I have also spent the past four years mapping political resistance and wind energy across the United States. This project involves web-scraping and coding newspaper data on anti-wind actions and tying these events to specific wind energy projects. It is an ambitious data collection effort that I hope will result in prediction of where anti-wind actions are likely to occur and how to mitigate them. I plan to publish this research in a top broad interest journal.
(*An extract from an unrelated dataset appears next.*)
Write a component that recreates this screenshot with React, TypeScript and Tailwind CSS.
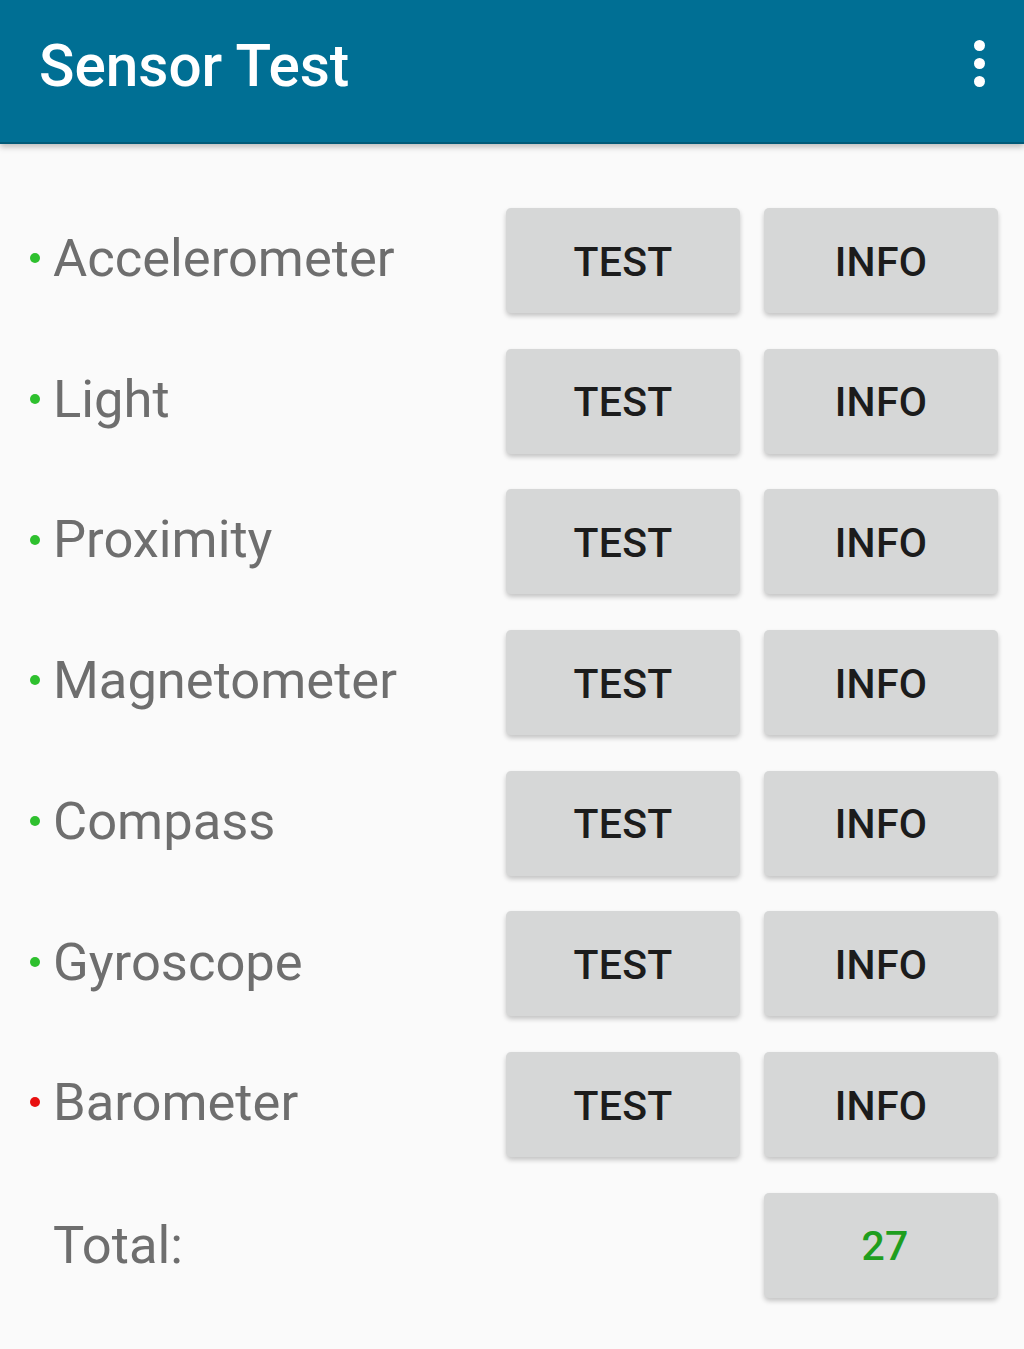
const sensors = [
  { name: 'Accelerometer', ok: true },
  { name: 'Light', ok: true },
  { name: 'Proximity', ok: true },
  { name: 'Magnetometer', ok: true },
  { name: 'Compass', ok: true },
  { name: 'Gyroscope', ok: true },
  { name: 'Barometer', ok: false },
]

function Button({ children, className = '' }: { children: React.ReactNode; className?: string }) {
  return (
    <div
      className={`w-[234px] h-[105px] rounded-[5px] bg-[#d6d7d7] shadow-[0_3px_5px_rgba(0,0,0,0.22)] flex items-center justify-center text-[41px] font-medium tracking-[0.3px] pt-[4px] ${className}`}
    >
      {children}
    </div>
  )
}

export default function App() {
  return (
    <div className="w-[1024px] h-[1349px] bg-[#fafafa] overflow-hidden" style={{ fontFamily: 'Roboto, "Noto Sans", sans-serif' }}>
      <header className="h-[144px] bg-[#006f94] border-b-2 border-[#005a78] shadow-[0_3px_6px_rgba(0,0,0,0.25)] flex items-center justify-between pl-[39px] pr-[30px] pb-[10px]">
        <h1 className="text-white text-[58.5px] font-medium leading-none">Sensor Test</h1>
        <div className="flex flex-col items-center gap-[7px] w-[30px] mb-[6px]">
          <span className="w-[11px] h-[11px] rounded-full bg-white" />
          <span className="w-[11px] h-[11px] rounded-full bg-white" />
          <span className="w-[11px] h-[11px] rounded-full bg-white" />
        </div>
      </header>

      <main className="pt-[46px] pr-[26px]">
        {sensors.map((s) => (
          <div key={s.name} className="h-[140.7px] flex items-center">
            <div className="flex-1 flex items-center pl-[30px]">
              <span className={`w-[10px] h-[10px] rounded-full mr-[13px] mb-[4px] ${s.ok ? 'bg-[#2ec02e]' : 'bg-[#e81010]'}`} />
              <span className="text-[52.5px] text-[#6e6e6e] leading-none pb-[4px]">{s.name}</span>
            </div>
            <div className="flex gap-[24px] text-[#1c1c1c]">
              <Button>TEST</Button>
              <Button>INFO</Button>
            </div>
          </div>
        ))}
        <div className="h-[140.7px] flex items-center">
          <div className="flex-1 pl-[53px]">
            <span className="text-[52.5px] text-[#6e6e6e] leading-none">Total:</span>
          </div>
          <Button className="text-[#1f9e1f] pl-[8px]">27</Button>
        </div>
      </main>
    </div>
  )
}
Through several grants, I have also been working to understand public policy effectiveness related to the drought in California. Over the past three years, I have been gathering an original monthly dataset of all urban water districts in California. To date, my research has shown that increasing water prices does not drive conservation. Instead, other strategies, including relying on social norms, are more effective. I am also fielding a related public opinion survey to understand how individuals have responded to water policy in their districts. Together, I aim to publish this research in a top broad interest journal and disseminate the findings in Sacramento to improve water management in the state, particularly given climate change’s present and future impacts on water scarcity.